I think probably 60% of his arguments were wrong, though well formulated. But we never got "Communism on paper" except for descriptions of what capitalist oppressions it do away with.

Maybe the problem is that we're looking at Marxism? What about Leninism? My understanding is that while Marx stipulated that communism would arise naturally from industrial society, Lenin proposed that communism could be stimulated artificially in a pre-industrial society.

Presumably Lenin had some process in mind, some method of arriving at the end-state? Maybe we should be looking at Leninism?
 
Perhaps, but that's not an important sense. "Communism" in the sense of what communists actually do when in power is far more relevant than "Communism" in some abstract, never-happened-and-never-will sense.

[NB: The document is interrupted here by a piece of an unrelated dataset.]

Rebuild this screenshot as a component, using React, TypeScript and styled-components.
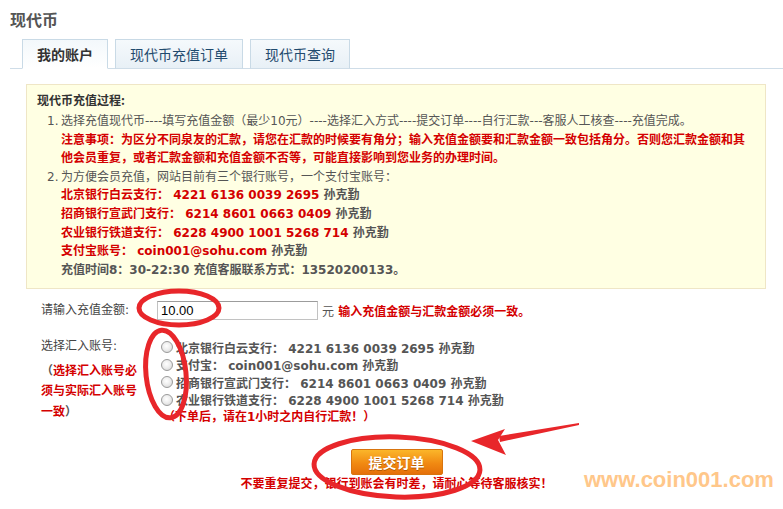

Which was the point I made later in the same post. It is a conundrum that we cant judge communism because there has never been a true communist state.

So possibly rather than question - is communism a failed system, why when the opportunity arose, it was never implemented in a way Marx might recognize
 
No doubt today's Nazi sympathizers prefer to judge National Socialism by how it looks on paper than by its track record.
 
No doubt today's Nazi sympathizers prefer to judge National Socialism by how it looks on paper than by its track record.

With satanic joy in his face, the black-haired Jewish youth lurks in wait for the unsuspecting girl whom he defiles with his blood, thus stealing her from her people.

-Adolf Hitler (Mein Kampf)

Yup, looks good to me :p .

The problem is that the Nazi Party based a lot of policies on opportunism. Hitler would talk about left-wing economic reforms to the farmers and then tell the industrialists that he was lying and that he would get rid of the trade-unions. Also, the Nazi Party leaders are the ones who actually came to power, and they pretty much did what they promised: centralise power for Hitler, persecute the undesirables, invade. There were some nice ideas in the mix, like outlawing child labour. But the national education commitment outrightly included indoctrination of State obedience even in 1920.